The Samsung Galaxy Tab S 8.4 has the largest and sharpest screen. It’s also a Super AMOLED display, making it brighter and richer than its rivals.
The iPad mini 2 falls in the middle for sharpness, but it’s the smallest of the three, so arguably the EE Harrier Tab strikes a good middle ground in terms of size.
EE Harrier Tab (1.5GHz octa-core 2GB RAM) vs Apple iPad mini 2 (1.3GHz dual-core 1GB RAM) vs Samsung Galaxy Tab S 8.4 (1.9GHz octa-core 3GB RAM)
There’s a 1.5GHz octa-core processor and 2GB of RAM powering the EE Harrier Tab, which ensures it has surprisingly high end performance.

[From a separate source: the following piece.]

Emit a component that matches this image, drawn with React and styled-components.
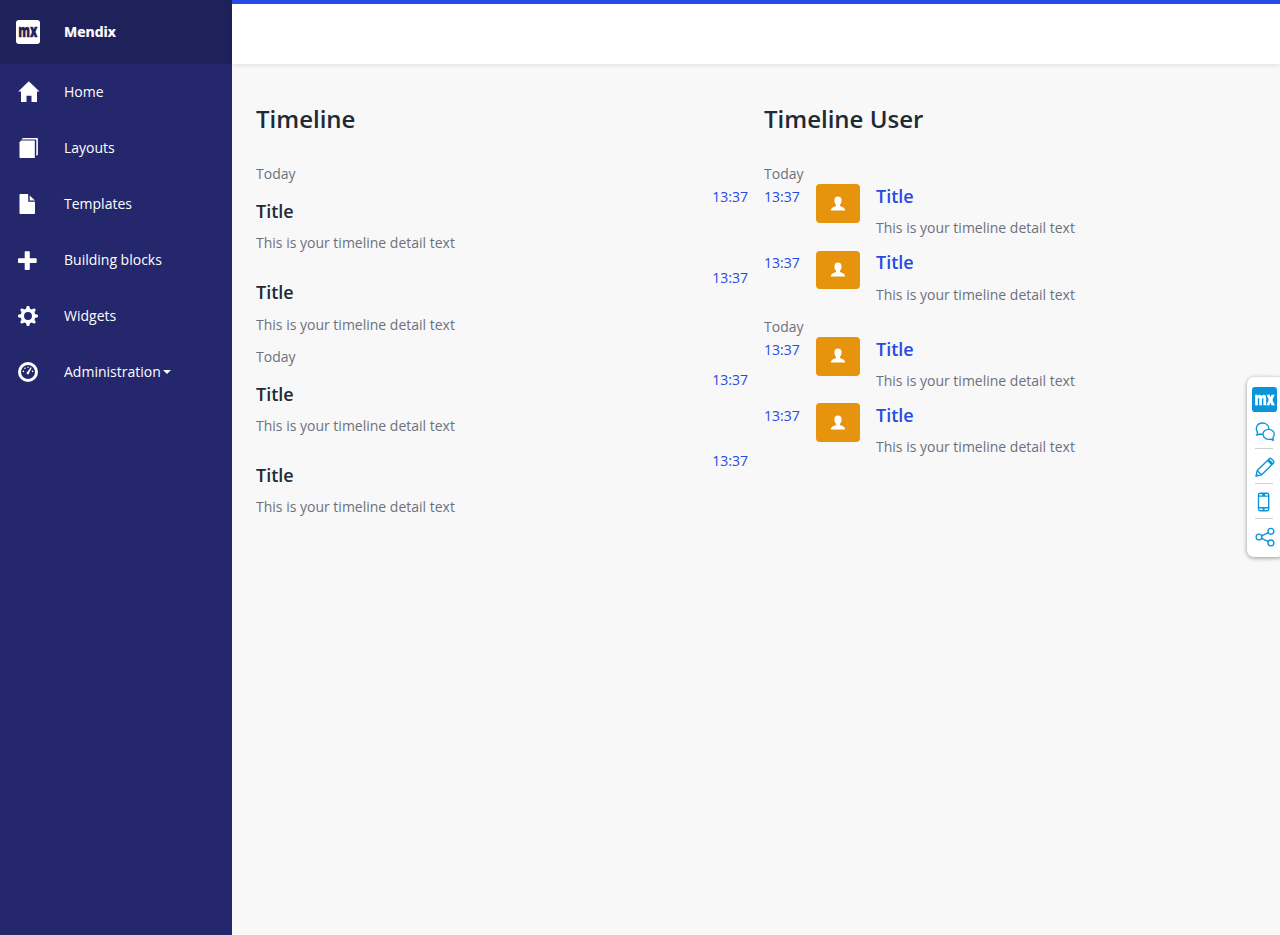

It’s certainly a lot higher spec than the 1.3GHz dual-core iPad mini 3 with its 1GB of RAM, though that in itself has far slicker performance than it has any right to.
The Samsung Galaxy Tab 8.4 has the best specs, with its 1.9GHz octa-core processor and 3GB of RAM, but it’s also around £100 more expensive than the EE Harrier Tab and the Harrier Tab already exhibits fairly slick performance.
EE Harrier Tab (8MP rear 2MP front-facing) vs Apple iPad mini 2 (5MP rear 1080p@30fps 1.2MP front-facing) vs Samsung Galaxy Tab S 8.4 (8MP rear 1080p@30fps 2.1MP front-facing)
Tablets are rarely known for their cameras but the EE Harrier Tab actually makes a pretty good attempt, with an 8 megapixel snapper on the back allowing it to take impressively detailed images and a 2 megapixel front-facing camera for solid selfies and reasonable quality video calls.
In fact it’s more or less a match for the far more expensive Samsung Galaxy Tab S 8.4 and out-specs the iPad mini 2 with its 5 megapixel rear camera and 1.2 megapixel front-facing one by a significant margin.
Battery life, memory and connectivity
EE Harrier Tab (4650 mAh 16GB 4G) vs Apple iPad mini 2 (6470 mAh 16/32GB 4G) vs Samsung Galaxy Tab S 8.4 (4900 mAh 16/32GB 4G)
All three of these tablets have reasonable size batteries. The EE Harrier Tab and Samsung Galaxy Tab S 8.4 are similar at 4650 mAh and 4900 mAh respectively, while the iPad mini 2 has a larger 6470 mAh battery.
Both the iPad mini 2 and Samsung Galaxy Tab S 8.4 can last for a full day of fairly heavy media use. EE hasn’t confirmed how long the Harrier Tab can last for but we wouldn’t be surprised if it’s similar. At a minimum we’d expect to get around seven hours of video out of it, given the specs.
For storage all three slates have 16GB models, but the Samsung Galaxy Tab S 8.4 and iPad mini 2 are also available in 32GB sizes, however the iPad mini 2 doesn’t have a microSD card slot, which the EE Harrier Tab and Galaxy Tab S 8.4 do.
All three tablets support 4G, which is a big selling point on slates as it’s still offered by relatively few. On the Galaxy Tab S 8.4 and iPad mini 2 you have to pay a premium for a 4G version though, while the EE Harrier Tab comes with 4G as standard and for far less money.
The EE Harrier Tab stands up surprisingly well to its more expensive rivals. It’s not the best at anything but it’s a great all-rounder, with a smart design, plenty of power, a decent screen, a good camera, promising battery life and of course 4G.
The Samsung Galaxy Tab S 8.4 and iPad mini 2 offer most of those things too and in some cases top the Harrier Tab. The Galaxy Tab 8.4 has a class-leading screen for example while the iPad mini 2 has a premium build, but the £300 4G version of the Galaxy Tab S 8.4 is half as much again as the EE Harrier Tab and the £339 4G iPad mini 2 is even more and they arguably don’t offer enough extra to justify the price hike.
If you’ve got money to burn they’re both strong buys, but the EE Harrier Tab is more affordable and better value.